Rantau Dalam Bayang Rasis

oleh Redaktur Photos Speak

Rantau Dalam Bayang Rasis

oleh Redaktur Photos Speak

Oleh: Nur Ainun

Sudah lama stereotip mengenai warna kulit, bentuk fisik, perbedaan ras dan suku merupakan penyakit yang sulit sembuh di lingkungan sosial masyarakat kita. Barangkali soal guyub memang lah barang mahal.

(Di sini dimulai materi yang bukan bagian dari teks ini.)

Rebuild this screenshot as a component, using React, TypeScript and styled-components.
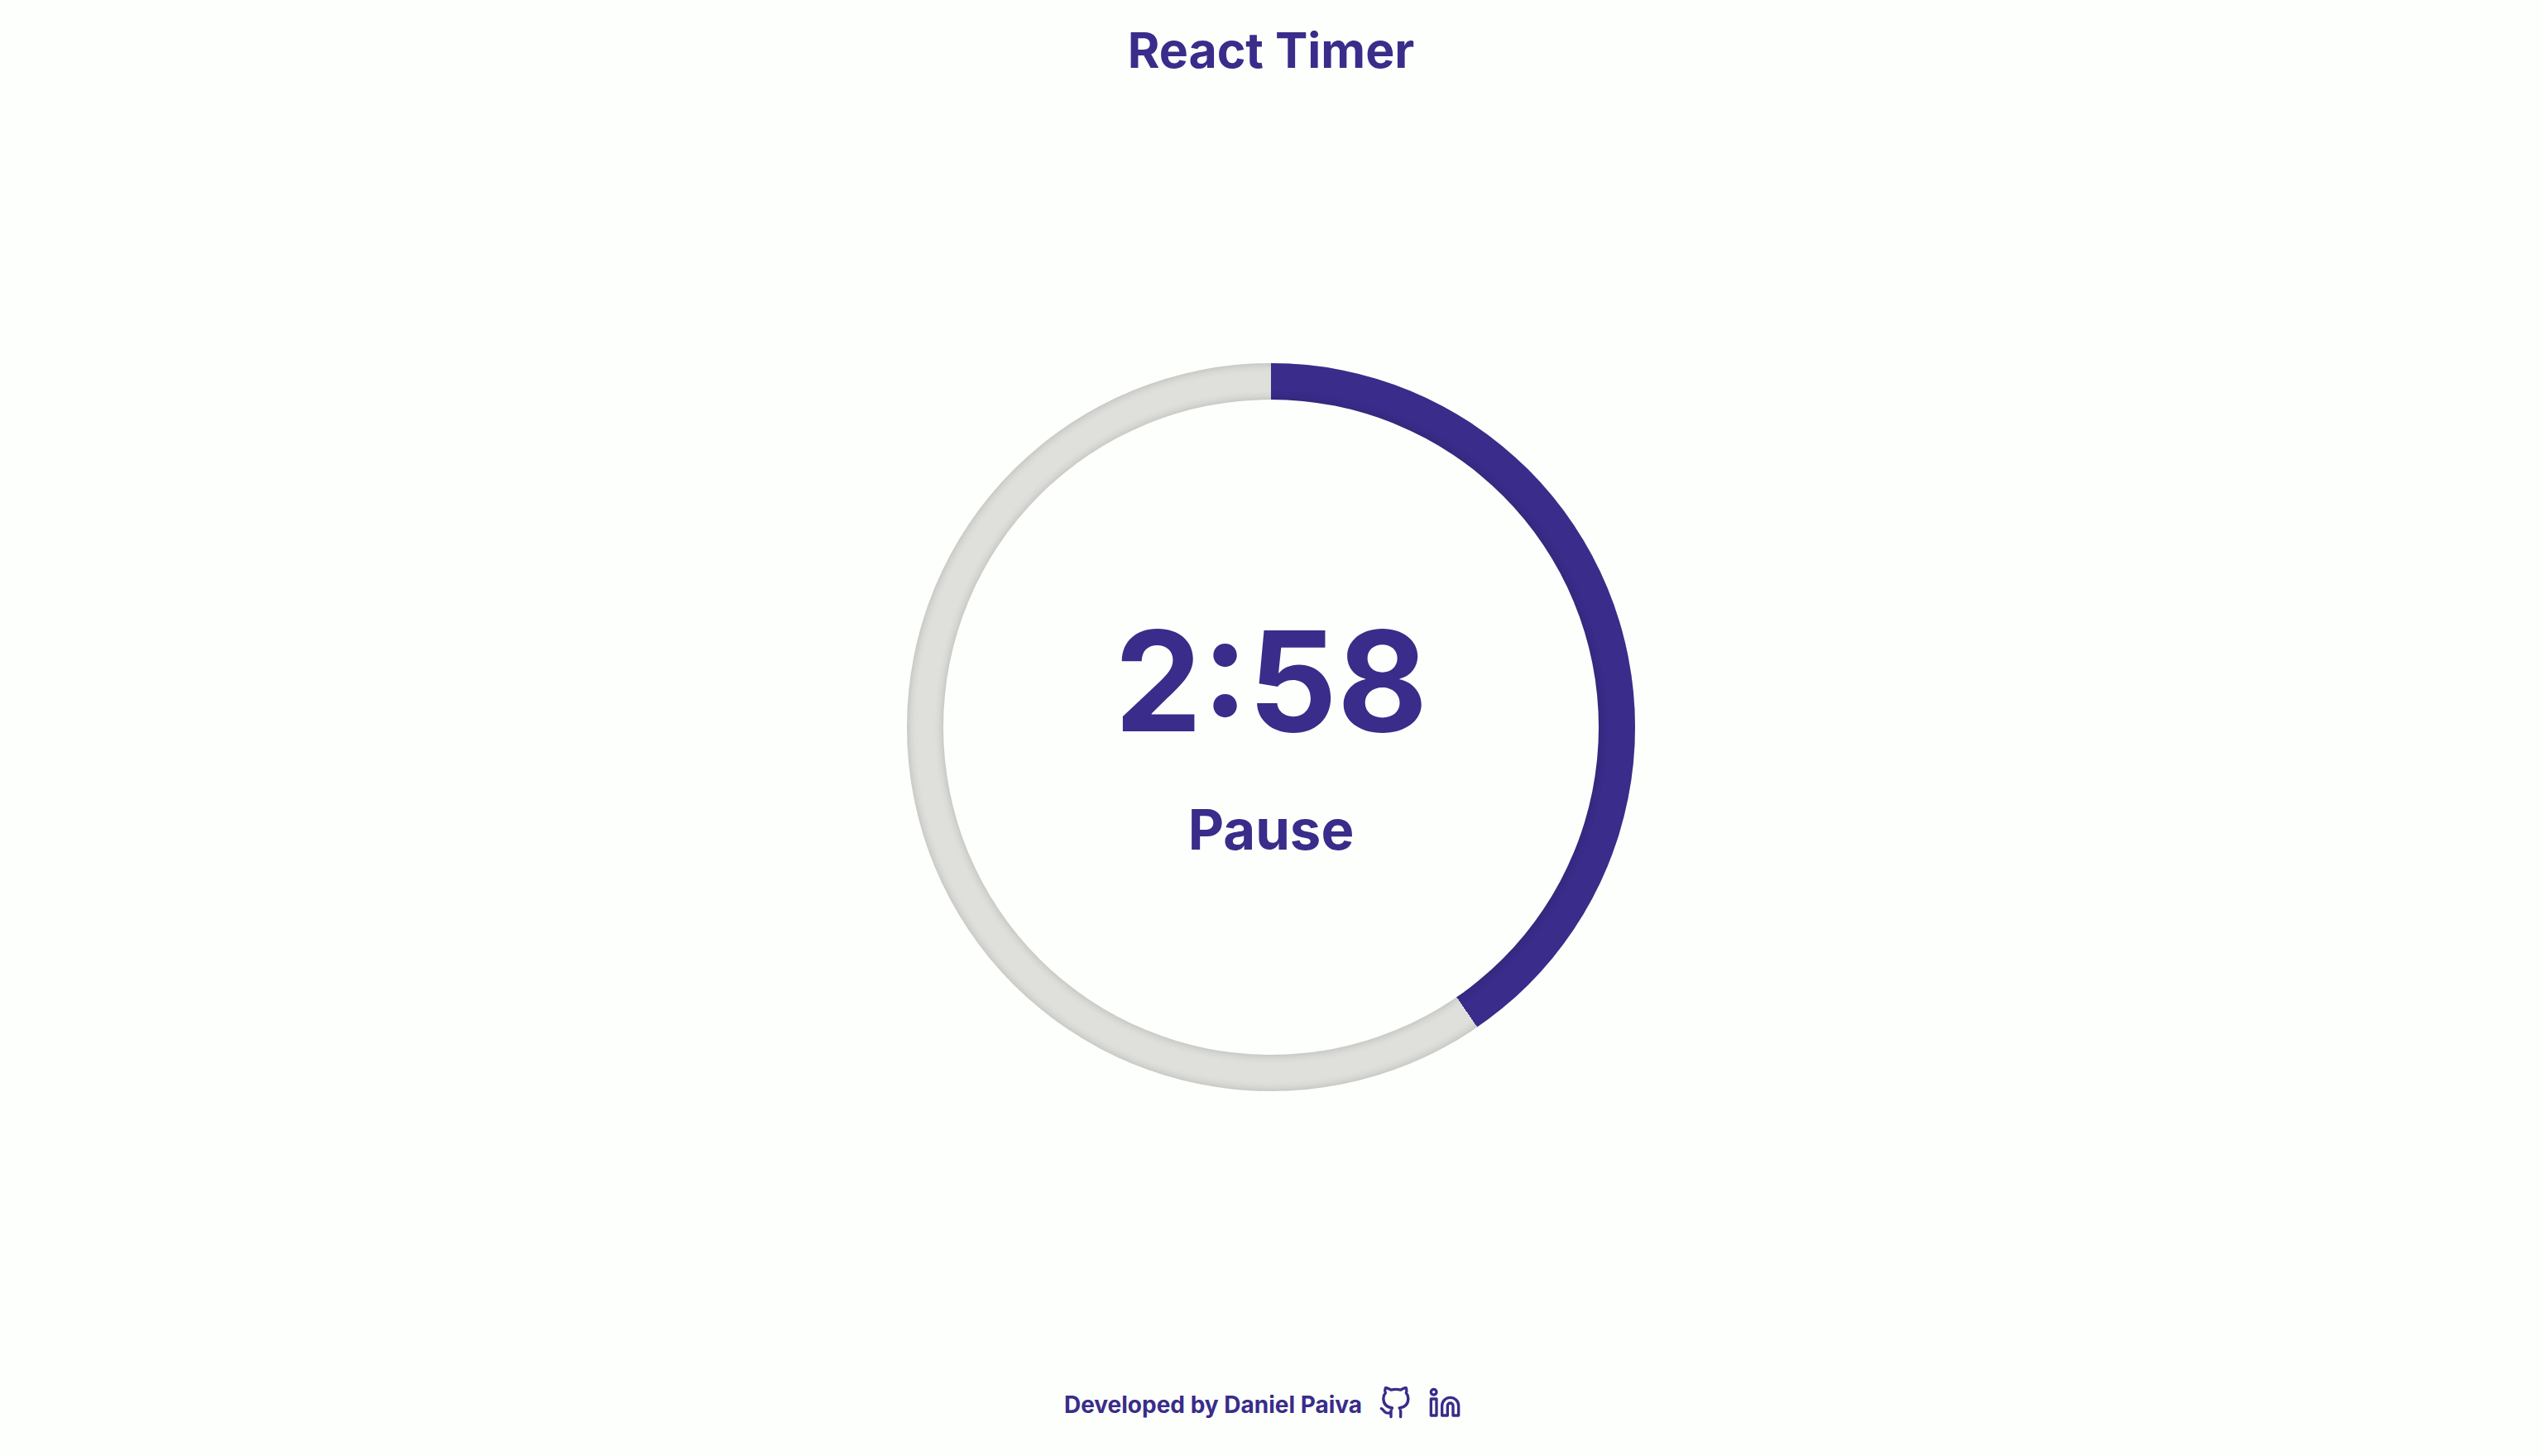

Sekalipun protes anti rasisme seperti Black Lives Matter hingga Papuan Lives Matter masif dideklarasikan sebagai bentuk akumulasi kemarahan terhadap diskriminasi rasial yang melanggar hak manusia. Nyatanya, orang-orang masih sulit membunuh sifat rasisme dalam diri mereka.

Bayang-bayang rasisme itu begitu merontokan mental bagi mereka yang tidak sesuai dengan standar mata orang-orang fasik. Tidak terkecuali bagi manusia yang lahir dari rahim tanah papua.

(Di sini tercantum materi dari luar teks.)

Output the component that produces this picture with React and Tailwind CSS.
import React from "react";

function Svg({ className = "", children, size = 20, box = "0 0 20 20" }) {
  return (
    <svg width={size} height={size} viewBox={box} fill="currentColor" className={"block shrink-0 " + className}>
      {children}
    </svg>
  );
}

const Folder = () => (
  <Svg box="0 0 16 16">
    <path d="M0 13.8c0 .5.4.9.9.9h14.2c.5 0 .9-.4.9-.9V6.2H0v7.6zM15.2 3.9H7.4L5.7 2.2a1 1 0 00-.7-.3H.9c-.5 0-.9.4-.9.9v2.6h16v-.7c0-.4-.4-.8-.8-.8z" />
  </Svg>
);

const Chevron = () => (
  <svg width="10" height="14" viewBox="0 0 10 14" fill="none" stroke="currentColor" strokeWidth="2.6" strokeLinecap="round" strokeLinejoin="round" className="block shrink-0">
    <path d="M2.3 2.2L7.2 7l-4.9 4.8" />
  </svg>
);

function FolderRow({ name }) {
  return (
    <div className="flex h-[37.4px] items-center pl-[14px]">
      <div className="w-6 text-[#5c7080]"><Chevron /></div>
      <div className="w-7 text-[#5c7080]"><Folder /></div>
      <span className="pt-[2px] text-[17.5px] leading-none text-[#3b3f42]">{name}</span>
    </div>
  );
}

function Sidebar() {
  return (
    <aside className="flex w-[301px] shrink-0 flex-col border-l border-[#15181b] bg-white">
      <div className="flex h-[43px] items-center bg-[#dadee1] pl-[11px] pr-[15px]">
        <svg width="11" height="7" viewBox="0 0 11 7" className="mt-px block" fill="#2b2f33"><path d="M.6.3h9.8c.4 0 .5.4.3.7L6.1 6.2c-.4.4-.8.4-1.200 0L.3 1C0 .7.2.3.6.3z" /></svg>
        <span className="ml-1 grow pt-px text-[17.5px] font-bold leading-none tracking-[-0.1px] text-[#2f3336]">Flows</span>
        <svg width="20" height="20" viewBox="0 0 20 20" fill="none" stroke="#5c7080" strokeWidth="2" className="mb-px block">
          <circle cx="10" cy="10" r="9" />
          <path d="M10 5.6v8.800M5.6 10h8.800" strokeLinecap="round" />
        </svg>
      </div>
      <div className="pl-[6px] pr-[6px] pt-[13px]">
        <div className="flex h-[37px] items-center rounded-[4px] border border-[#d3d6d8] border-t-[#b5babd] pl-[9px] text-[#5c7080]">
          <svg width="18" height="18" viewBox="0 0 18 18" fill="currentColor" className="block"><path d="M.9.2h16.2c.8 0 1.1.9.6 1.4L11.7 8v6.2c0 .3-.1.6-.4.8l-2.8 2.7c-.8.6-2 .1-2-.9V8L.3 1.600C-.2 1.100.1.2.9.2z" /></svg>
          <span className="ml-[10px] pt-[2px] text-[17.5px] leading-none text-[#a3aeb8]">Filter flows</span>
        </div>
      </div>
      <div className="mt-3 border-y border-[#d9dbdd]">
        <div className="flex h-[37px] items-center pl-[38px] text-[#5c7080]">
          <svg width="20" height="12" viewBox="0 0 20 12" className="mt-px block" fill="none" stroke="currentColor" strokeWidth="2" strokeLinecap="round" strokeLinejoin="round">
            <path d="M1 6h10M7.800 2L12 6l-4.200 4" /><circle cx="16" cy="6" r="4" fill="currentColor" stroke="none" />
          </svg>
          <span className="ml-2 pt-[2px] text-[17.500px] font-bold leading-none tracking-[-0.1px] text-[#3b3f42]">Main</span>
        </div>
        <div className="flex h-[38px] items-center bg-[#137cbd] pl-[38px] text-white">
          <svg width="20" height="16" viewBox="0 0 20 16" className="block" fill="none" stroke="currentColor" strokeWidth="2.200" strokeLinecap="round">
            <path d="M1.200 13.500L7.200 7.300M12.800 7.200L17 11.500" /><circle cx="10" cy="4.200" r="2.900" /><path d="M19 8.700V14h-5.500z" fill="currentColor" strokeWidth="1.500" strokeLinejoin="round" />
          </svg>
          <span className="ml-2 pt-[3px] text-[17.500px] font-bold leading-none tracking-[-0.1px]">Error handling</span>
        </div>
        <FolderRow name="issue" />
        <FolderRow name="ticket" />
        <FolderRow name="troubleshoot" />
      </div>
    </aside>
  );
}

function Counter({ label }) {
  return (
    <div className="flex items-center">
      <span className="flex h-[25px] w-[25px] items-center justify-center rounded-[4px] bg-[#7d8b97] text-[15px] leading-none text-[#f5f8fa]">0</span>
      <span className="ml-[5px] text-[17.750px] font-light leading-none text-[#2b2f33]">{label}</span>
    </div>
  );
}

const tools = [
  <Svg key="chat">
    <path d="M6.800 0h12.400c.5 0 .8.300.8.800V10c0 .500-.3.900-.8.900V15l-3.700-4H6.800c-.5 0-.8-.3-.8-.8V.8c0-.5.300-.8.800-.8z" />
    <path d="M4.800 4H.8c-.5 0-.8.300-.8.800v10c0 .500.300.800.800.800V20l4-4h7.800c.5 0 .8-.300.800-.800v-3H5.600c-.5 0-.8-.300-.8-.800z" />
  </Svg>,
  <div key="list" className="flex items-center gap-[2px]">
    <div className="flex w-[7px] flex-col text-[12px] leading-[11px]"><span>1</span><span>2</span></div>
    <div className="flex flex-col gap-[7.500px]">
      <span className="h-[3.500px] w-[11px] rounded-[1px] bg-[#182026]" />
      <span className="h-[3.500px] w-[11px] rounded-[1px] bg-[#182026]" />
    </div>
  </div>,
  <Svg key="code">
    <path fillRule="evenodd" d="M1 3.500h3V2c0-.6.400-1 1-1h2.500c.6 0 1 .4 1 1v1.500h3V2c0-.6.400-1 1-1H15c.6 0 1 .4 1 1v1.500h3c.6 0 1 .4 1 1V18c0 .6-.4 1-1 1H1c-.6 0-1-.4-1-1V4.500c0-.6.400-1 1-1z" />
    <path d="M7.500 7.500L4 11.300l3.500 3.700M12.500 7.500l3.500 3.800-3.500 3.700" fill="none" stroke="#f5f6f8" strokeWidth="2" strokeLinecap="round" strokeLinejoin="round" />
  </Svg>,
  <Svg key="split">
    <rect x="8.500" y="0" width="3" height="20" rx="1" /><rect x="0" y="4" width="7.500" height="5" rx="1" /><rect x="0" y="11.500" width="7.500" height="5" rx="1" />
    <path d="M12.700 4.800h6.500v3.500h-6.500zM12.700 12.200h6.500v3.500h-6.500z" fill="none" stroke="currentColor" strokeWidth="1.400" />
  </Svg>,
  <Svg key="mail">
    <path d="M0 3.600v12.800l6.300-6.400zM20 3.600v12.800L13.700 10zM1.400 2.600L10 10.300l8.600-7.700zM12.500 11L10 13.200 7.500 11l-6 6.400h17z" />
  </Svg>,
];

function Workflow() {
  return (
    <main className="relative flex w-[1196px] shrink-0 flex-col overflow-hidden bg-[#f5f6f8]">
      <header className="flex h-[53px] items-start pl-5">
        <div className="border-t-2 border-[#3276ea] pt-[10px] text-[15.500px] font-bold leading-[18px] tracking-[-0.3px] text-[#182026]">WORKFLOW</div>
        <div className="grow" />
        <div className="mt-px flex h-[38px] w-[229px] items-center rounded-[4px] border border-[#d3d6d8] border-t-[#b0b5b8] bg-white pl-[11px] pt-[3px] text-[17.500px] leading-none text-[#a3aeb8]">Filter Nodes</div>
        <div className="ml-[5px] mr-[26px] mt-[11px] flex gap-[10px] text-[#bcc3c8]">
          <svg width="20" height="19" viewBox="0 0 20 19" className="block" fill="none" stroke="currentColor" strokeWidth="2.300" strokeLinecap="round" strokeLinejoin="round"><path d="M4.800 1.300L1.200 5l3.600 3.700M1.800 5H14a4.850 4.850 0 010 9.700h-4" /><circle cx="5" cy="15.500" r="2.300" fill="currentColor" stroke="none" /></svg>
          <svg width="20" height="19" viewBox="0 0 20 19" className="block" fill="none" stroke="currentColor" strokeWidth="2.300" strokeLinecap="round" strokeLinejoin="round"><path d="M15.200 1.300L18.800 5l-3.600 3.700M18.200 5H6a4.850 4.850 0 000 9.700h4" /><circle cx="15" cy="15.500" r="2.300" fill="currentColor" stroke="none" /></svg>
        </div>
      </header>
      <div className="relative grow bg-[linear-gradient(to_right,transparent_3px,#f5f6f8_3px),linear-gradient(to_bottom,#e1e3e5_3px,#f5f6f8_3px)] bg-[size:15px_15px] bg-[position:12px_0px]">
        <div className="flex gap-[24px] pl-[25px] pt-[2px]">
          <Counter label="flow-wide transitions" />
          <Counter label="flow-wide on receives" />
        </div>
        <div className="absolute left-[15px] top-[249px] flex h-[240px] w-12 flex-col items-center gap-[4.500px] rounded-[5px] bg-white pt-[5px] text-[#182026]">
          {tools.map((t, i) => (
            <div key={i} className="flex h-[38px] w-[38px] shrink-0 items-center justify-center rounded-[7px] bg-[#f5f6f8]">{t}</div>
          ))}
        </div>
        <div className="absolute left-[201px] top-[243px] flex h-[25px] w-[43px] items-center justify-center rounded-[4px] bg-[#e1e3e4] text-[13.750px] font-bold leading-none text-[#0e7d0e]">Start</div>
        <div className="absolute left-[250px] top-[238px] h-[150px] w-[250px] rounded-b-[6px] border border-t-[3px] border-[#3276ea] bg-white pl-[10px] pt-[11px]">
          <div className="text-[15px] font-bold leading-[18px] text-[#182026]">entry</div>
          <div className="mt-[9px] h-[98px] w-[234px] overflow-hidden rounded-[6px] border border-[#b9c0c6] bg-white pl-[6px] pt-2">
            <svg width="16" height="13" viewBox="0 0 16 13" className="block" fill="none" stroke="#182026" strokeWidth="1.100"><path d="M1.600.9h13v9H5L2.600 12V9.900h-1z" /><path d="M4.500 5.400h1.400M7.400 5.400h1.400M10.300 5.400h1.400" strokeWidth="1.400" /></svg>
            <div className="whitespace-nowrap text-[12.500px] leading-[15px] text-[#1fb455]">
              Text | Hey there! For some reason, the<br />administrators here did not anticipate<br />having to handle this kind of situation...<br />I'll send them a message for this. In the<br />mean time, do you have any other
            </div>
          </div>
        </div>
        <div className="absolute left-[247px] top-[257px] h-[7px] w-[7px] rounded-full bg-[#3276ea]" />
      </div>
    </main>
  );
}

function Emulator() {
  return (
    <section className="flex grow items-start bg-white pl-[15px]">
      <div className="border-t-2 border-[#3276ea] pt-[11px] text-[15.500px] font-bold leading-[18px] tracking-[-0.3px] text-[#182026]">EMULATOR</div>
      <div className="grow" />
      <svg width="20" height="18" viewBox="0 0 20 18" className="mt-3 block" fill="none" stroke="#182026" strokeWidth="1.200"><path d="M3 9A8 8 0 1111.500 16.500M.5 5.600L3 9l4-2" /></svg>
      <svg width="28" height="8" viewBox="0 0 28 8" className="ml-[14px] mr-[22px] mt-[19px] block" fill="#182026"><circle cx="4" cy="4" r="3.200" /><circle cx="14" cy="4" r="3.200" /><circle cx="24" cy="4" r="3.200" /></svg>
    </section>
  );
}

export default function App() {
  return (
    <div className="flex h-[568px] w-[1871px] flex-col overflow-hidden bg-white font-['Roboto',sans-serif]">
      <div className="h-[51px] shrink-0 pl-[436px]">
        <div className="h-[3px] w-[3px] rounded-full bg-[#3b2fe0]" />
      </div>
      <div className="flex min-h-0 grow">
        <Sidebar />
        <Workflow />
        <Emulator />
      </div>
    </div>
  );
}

Sebut saja Alfin, perempuan 22 tahun lahir di Papua. Demi pendidikan yang lebih layak, ia memilih merantau. Dengan harapan besar, berangkatlah Alfin melihat dunia yang berbeda dari kehidupan sehari-harinya. Kota Kembang dipilih Alfin untuk menanamkan harapan; menjadi manusia yang bermartabat.

Tapi kota yang pernah menelurkan para reformis ini tidak selalu ramah. Segala sifat liar manusia justru membuncah di sini. Sialan memang! Apalagi kontruksi sosial yang telah terbangung jadi sekat-sekat yang berujung rasisme dan diskriminasi. Oleh karena itu, Alfin mahfum, sulit meyakinkan manusia lain tentang manusia itu setara.